→ **What the task asks**
Any pictures should be left out; please print exactly the lines between the line with "Reproduce this screenshot" and the line with "true, false, true];", inclusive.

→ **Excerpted records**
— START —
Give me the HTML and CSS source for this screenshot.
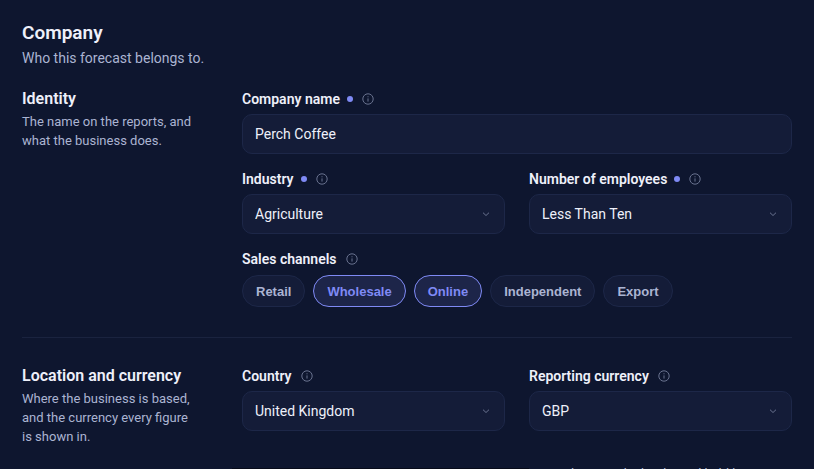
FILE: index.html
```html
<!DOCTYPE html>
<html lang="en">
<head>
<meta charset="UTF-8">
<meta name="viewport" content="width=device-width, initial-scale=1.0">
<title>Company - Forecast</title>
<link rel="stylesheet" href="styles.css">
</head>
<body>
<svg class="sprite" aria-hidden="true">
<symbol id="info" viewBox="0 0 12 12"><circle cx="6" cy="6" r="5.2"/><path d="M6 5.4V8.6M6 3.3V4.3"/></symbol>
<symbol id="chevron" viewBox="0 0 8 8"><path d="M1 2.7L4 5.5L7 2.7"/></symbol>
</svg>
<main class="page">
<h1>Company</h1>
<p class="lead">Who this forecast belongs to.</p>

<section class="section">
<div class="about">
<h2>Identity</h2>
<p>The name on the reports, and what the business does.</p>
</div>
<div class="fields">
<div class="field wide">
<div class="label"><label for="name">Company name</label><span class="dot"></span><svg class="info"><use href="#info"/></svg></div>
<input id="name" class="control" value="Perch Coffee">
</div>
<div class="field">
<div class="label"><label for="industry">Industry</label><span class="dot"></span><svg class="info"><use href="#info"/></svg></div>
<div class="select"><select id="industry" class="control"><option>Agriculture</option></select><svg class="chevron"><use href="#chevron"/></svg></div>
</div>
<div class="field">
<div class="label"><label for="employees">Number of employees</label><span class="dot"></span><svg class="info"><use href="#info"/></svg></div>
<div class="select"><select id="employees" class="control"><option>Less Than Ten</option></select><svg class="chevron"><use href="#chevron"/></svg></div>
</div>
<div class="field wide">
<div class="label"><span id="channels">Sales channels</span><svg class="info"><use href="#info"/></svg></div>
<div class="chips" role="group" aria-labelledby="channels">
<button type="button" class="chip" aria-pressed="false">Retail</button>
<button type="button" class="chip on" aria-pressed="true">Wholesale</button>
<button type="button" class="chip on" aria-pressed="true">Online</button>
<button type="button" class="chip" aria-pressed="false">Independent</button>
<button type="button" class="chip" aria-pressed="false">Export</button>
</div>
</div>
</div>
</section>

<section class="section">
<div class="about">
<h2>Location and currency</h2>
<p>Where the business is based, and the currency every figure is shown in.</p>
</div>
<div class="fields">
<div class="field">
<div class="label"><label for="country">Country</label><svg class="info"><use href="#info"/></svg></div>
<div class="select"><select id="country" class="control"><option>United Kingdom</option></select><svg class="chevron"><use href="#chevron"/></svg></div>
</div>
<div class="field">
<div class="label"><label for="currency">Reporting currency</label><svg class="info"><use href="#info"/></svg></div>
<div class="select"><select id="currency" class="control"><option>GBP</option></select><svg class="chevron"><use href="#chevron"/></svg></div>
</div>
<div class="panel"></div>
<p class="hint">as used across the books and held here</p>
</div>
</section>
</main>
<script>
document.querySelectorAll('.chip').forEach(chip=>{
    chip.addEventListener('click',()=>{
        const on=chip.classList.toggle('on');
        chip.setAttribute('aria-pressed',on);
    });
});
</script>
</body>
</html>
```
FILE: styles.css
```css
*{box-sizing:border-box;}
body{margin:0;font-family:Roboto,sans-serif;font-size:14px;background:#0e162f;color:#eef0fa;}
h1,h2,p{margin:0;}
.sprite{display:none;}
.page{height:100vh;overflow:hidden;padding:22px 22px 0;}
h1{font-size:19px;line-height:22px;font-weight:600;}
.lead{margin-top:4px;font-size:14px;line-height:20px;color:#abb4d2;}
.section{display:grid;grid-template-columns:180px 1fr;column-gap:40px;padding:22px 0 30px;}
.section + .section{border-top:1px solid #1a233f;padding-top:29px;}
.about h2{font-size:16px;line-height:18px;font-weight:600;white-space:nowrap;}
.about p{max-width:176px;margin-top:4px;font-size:13px;line-height:19px;color:#abb4d2;}
.fields{display:grid;grid-template-columns:1fr 1fr;gap:16px 24px;align-content:start;}
.wide{grid-column:1 / -1;}
.label{display:flex;align-items:center;height:18px;margin-bottom:6px;font-size:14px;font-weight:600;}
.dot{width:6px;height:6px;margin-left:7px;border-radius:50%;background:#7f8af5;}
.info{width:12px;height:12px;margin-left:9px;fill:none;stroke:#69728f;stroke-width:1;}
.control{display:block;width:100%;height:40px;margin:0;padding:0 12px;border:1px solid #1d2748;border-radius:10px;background:#141c38;color:#eef0fa;font:inherit;appearance:none;}
.select{display:grid;align-items:center;}
.select > *{grid-area:1 / 1;}
.chevron{width:8px;height:8px;margin-right:15px;justify-self:end;fill:none;stroke:#69728f;stroke-width:1;pointer-events:none;}
.chips{display:flex;flex-wrap:wrap;gap:8px;padding-top:1px;}
.chip{height:32px;padding:0 13px;border:1px solid #1d2748;border-radius:16px;background:#141c38;color:#abb4d2;font:bold 13px "Liberation Sans",Arial,sans-serif;cursor:pointer;}
.chip.on{border-color:#7f8af5;background:#1d2549;color:#7f8af5;}
.panel{margin:21px -24px 0 -10px;background:#070b1a;}
.hint{margin-top:17px;font-size:13px;line-height:19px;color:#abb4d2;}
```
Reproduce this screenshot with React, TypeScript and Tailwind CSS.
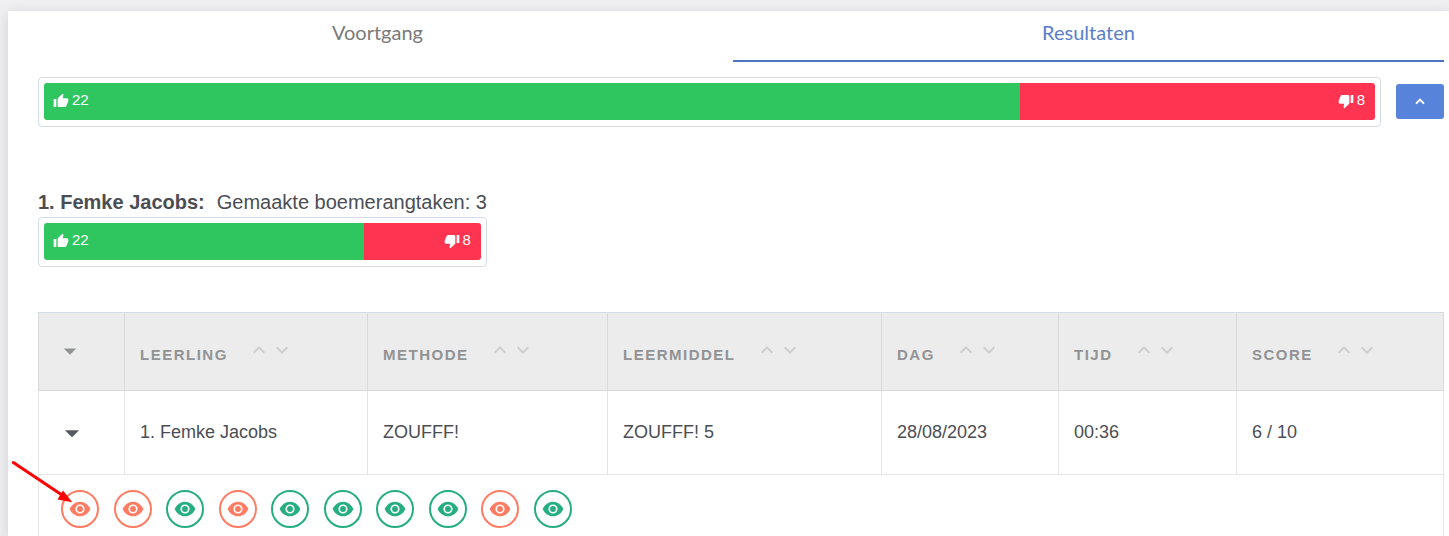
import { useState } from "react";
import {
  MdArrowDropDown,
  MdKeyboardArrowDown,
  MdKeyboardArrowUp,
  MdThumbDown,
  MdThumbUp,
  MdVisibility,
} from "react-icons/md";

const tabs = ["Voortgang", "Resultaten"];

const columns = [
  { label: "Leerling", width: "w-[243px]" },
  { label: "Methode", width: "w-[240px]" },
  { label: "Leermiddel", width: "w-[274px]" },
  { label: "Dag", width: "w-[177px]" },
  { label: "Tijd", width: "w-[178px]" },
  { label: "Score", width: "" },
];

const row = ["1. Femke Jacobs", "ZOUFFF!", "ZOUFFF! 5", "28/08/2023", "00:36", "6 / 10"];

const answers = [false, false, true, false, true, true, true, true, false, true];

const ScoreBar = ({ good, bad }: { good: number; bad: number }) => {
  return (
    <div className="w-full rounded border border-[#d3dce3] px-[5px] pt-[5px] pb-[6px]">
      <div className="flex h-[37px] overflow-hidden rounded-[3px] text-[15px] text-white">
        <div
          className="flex items-center gap-[3px] bg-[#2fc65f] pb-[2px] pl-[9px]"
          style={{ width: `${(good / (good + bad)) * 100}%` }}
        >
          <MdThumbUp size={16} />
          <span>{good}</span>
        </div>
        <div className="flex flex-1 items-center justify-end gap-[3px] bg-[#ff3450] pr-[10px] pb-[2px]">
          <MdThumbDown size={16} />
          <span>{bad}</span>
        </div>
      </div>
    </div>
  );
};

const ColumnHeader = ({ label, width }: { label: string; width: string }) => {
  return (
    <th className={`${width} border border-[#dadada] border-t-[#d3dce6] pl-[15px] text-left`}>
      <div className="flex items-center">
        <span className="pt-2 text-[15px] font-bold uppercase tracking-widest text-[#919395]">
          {label}
        </span>
        <div className="ml-5 flex pb-1 text-[#cecece]">
          <button aria-label={`${label} oplopend`} className="flex w-[23px] justify-center">
            <MdKeyboardArrowUp size={24} className="shrink-0" />
          </button>
          <button aria-label={`${label} aflopend`} className="flex w-[23px] justify-center">
            <MdKeyboardArrowDown size={24} className="shrink-0" />
          </button>
        </div>
      </div>
    </th>
  );
};

const App = () => {
  const [active, setActive] = useState("Resultaten");

  return (
    <div className="relative flex min-h-screen flex-col overflow-hidden bg-[#f0f0f2] pt-[11px] pl-2 font-['Liberation_Sans',Arial,sans-serif] text-[#4a4e54]">
      <main className="flex-1 bg-white pr-[5px] pl-[14px] shadow-[0_3px_14px_rgba(0,0,0,0.14)]">
        <div role="tablist" className="grid grid-cols-2">
          {tabs.map((tab) => (
            <button
              key={tab}
              role="tab"
              aria-selected={active === tab}
              onClick={() => setActive(tab)}
              className={`flex h-[51px] justify-center border-b-2 pt-[7px] font-['Lato',sans-serif] text-xl leading-7 ${
                active === tab ? "border-[#4c74c4] text-[#5a7ec8]" : "border-transparent text-[#7a7a7a]"
              }`}
            >
              {tab}
            </button>
          ))}
        </div>

        <div className="pl-4">
          <div className="mt-[15px] flex items-start gap-[15px]">
            <ScoreBar good={22} bad={8} />
            <button
              aria-label="Inklappen"
              className="mt-[7px] flex h-[35px] w-12 shrink-0 items-center justify-center rounded-[3px] bg-[#5883db] text-white"
            >
              <svg width="10" height="7" viewBox="0 0 10 7" fill="none" aria-hidden="true">
                <path d="M1 5.6L5 1.6L9 5.6" stroke="currentColor" strokeWidth="2" />
              </svg>
            </button>
          </div>

          <section className="mt-[60px] w-fit">
            <h2 className="flex gap-3 text-xl leading-[30px]">
              <b>1. Femke Jacobs:</b>
              <span>Gemaakte boemerangtaken: 3</span>
            </h2>
            <ScoreBar good={22} bad={8} />
          </section>

          <table className="mt-[45px] w-full table-fixed border-collapse">
            <thead className="bg-[#ececec]">
              <tr className="h-[78px]">
                <th className="w-[86px] border border-[#dadada] border-t-[#d3dce6] pb-[2px]">
                  <button aria-label="Alles openen" className="ml-4 flex text-[#919395]">
                    <MdArrowDropDown size={30} />
                  </button>
                </th>
                {columns.map((column) => (
                  <ColumnHeader key={column.label} {...column} />
                ))}
              </tr>
            </thead>
            <tbody>
              <tr className="h-[84px] text-lg">
                <td className="border border-[#e6e6e6]">
                  <button aria-label="Rij openen" className="ml-4 flex text-[#56595d]">
                    <MdArrowDropDown size={34} />
                  </button>
                </td>
                {row.map((value) => (
                  <td key={value} className="border border-[#e6e6e6] pb-[2px] pl-[15px]">
                    {value}
                  </td>
                ))}
              </tr>
              <tr>
                <td colSpan={7} className="border-x border-[#e6e6e6] pt-[15px] pb-2 pl-[22px]">
                  <div className="flex max-w-[511px] justify-between">
                    {answers.map((correct, index) => (
                      <button
                        key={index}
                        aria-label={`Bekijk vraag ${index + 1}`}
                        className={`flex size-[38px] items-center justify-center rounded-full border-2 ${
                          correct ? "border-[#27ae80] text-[#27ae80]" : "border-[#ff7b62] text-[#ff7b62]"
                        }`}
                      >
                        <svg width="22" height="22" viewBox="0 0 24 24" aria-hidden="true">
                          <path
                            fill="currentColor"
                            d="M12 4C7 4 2.7 7.4 .7 12c2 4.6 6.3 8 11.3 8s9.300-3.400 11.300-8C21.300 7.400 17 4 12 4Z"
                          />
                          <circle cx="12" cy="12" r="4.100" fill="none" stroke="#fff" strokeWidth="1.800" />
                        </svg>
                      </button>
                    ))}
                  </div>
                </td>
              </tr>
            </tbody>
          </table>
        </div>
      </main>

      {/* pointer to the first answer */}
      <svg
        className="pointer-events-none absolute top-[458px] left-[8px]"
        width="68"
        height="48"
        aria-hidden="true"
      >
        <path d="M5.3 4.500L54 37" stroke="#ff0000" strokeWidth="3" strokeLinecap="round" />
        <path d="M64.300 44.200L49.500 41.500L55 32.500Z" fill="#ff0000" />
      </svg>
    </div>
  );
};

export default App;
— END —
→ **Full answer**
Reproduce this screenshot with React, TypeScript and Tailwind CSS.
import { useState } from "react";
import {
  MdArrowDropDown,
  MdKeyboardArrowDown,
  MdKeyboardArrowUp,
  MdThumbDown,
  MdThumbUp,
  MdVisibility,
} from "react-icons/md";

const tabs = ["Voortgang", "Resultaten"];

const columns = [
  { label: "Leerling", width: "w-[243px]" },
  { label: "Methode", width: "w-[240px]" },
  { label: "Leermiddel", width: "w-[274px]" },
  { label: "Dag", width: "w-[177px]" },
  { label: "Tijd", width: "w-[178px]" },
  { label: "Score", width: "" },
];

const row = ["1. Femke Jacobs", "ZOUFFF!", "ZOUFFF! 5", "28/08/2023", "00:36", "6 / 10"];

const answers = [false, false, true, false, true, true, true, true, false, true];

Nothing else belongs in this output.